Does anyone have experience towing the Carriage Domani travel trailer.  I'm usinga 2008 F-250 Super Duty to tow a 2009 Domani and I'm having major towing issues and I'm using the Equalizer hitch and sway system.  If I don't get some help with this soon I'm going to have to find some other way of having Fun..
Will


----------



## utmtman (Jun 30, 2009)

Re: TOWING Carriage DOMANI 24'TT

What kind of problems are you having?  I have not experience with the particular trailer but have towed others.   Some have their quirks and no two tow alike.


----------



## RVRuben (Sep 12, 2009)

RE: TOWING Carriage DOMANI 24'TT

I just purchased a Carriage Domani travel trailer 32" DT 3000 and it is dancing all over the place. We put another sway control bar on it (TWO) which made it better but it is still very hard to tow. The weight of the trailer is 8100 lbs and my 2009 Dodge RAM pulls 9100 lbs. The salesperson said that it will pull it easily but it is having a hard time especially with the severe swaying.
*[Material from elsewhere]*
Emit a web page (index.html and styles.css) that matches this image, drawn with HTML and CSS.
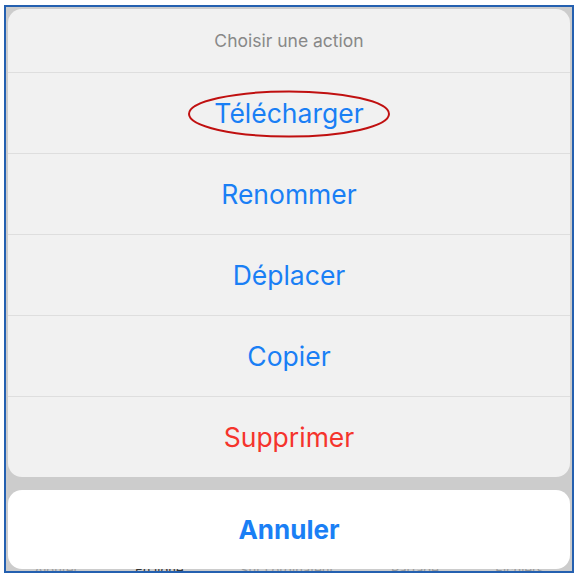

Gas mileage normally is 16 mpg but while towing the Domani it dropped to 6 mpg.


----------



## utmtman (Sep 13, 2009)

Re: TOWING Carriage DOMANI 24'TT

Have you weighed the trailer fully loaded to see what it actually is weighing.  Also is there anything you really dont need to drag around that you could leave home to help lower the weight a little.  And lastly are the trailer tires all aired to the same pounds and in some cases you will need to air them to the max allowed on the tire.    One other possibility is the weight is heavier on one side than on the other.   Try getting a side to side weigh and see what you find.  I found with most the trailers I towed my gas mileage dropped by as much as 7 mpg.


----------



## C Nash (Sep 13, 2009)

Re: TOWING Carriage DOMANI 24'TT

Will there seems to be some issues with Carriage towing. As Lee said I would start with weight on hitch and side to side.  At what speed are you getting the sway? You may very well be getting near or over your max tow weight.


----------



## RVRuben (Sep 22, 2009)

RE: TOWING Carriage DOMANI 24'TT

Thanks for the tips. We aired all the tires up to spec and checked everything. My next step is to try to pull it with a dually 3500 Dodge w/Cummings Diesel. If it still whips around I'll know its not because of the truck. I will post my findings. Thanks again boys!

Ruben


----------



## Grandview Trailer Sa (Sep 23, 2009)

Re: TOWING Carriage DOMANI 24'TT

Ruben,
Several others have posted lately about the Domani.  Sounds to me that Carriage has major problems with this trailer.  NO trailer, not even a 5th wheel, will tow properly with no or little tongue weight.  Sway problems will not disappear with another truck.

I would suggest you go to a scale and weight the entire trailer.   I am saying unhook on the scale and see what the trailer weights...then move the tires off the scale and see what tongue weight is.  That amount needs to be at least 10% of total and probably closer to 15%.

Get back to us and tell us what you found.


----------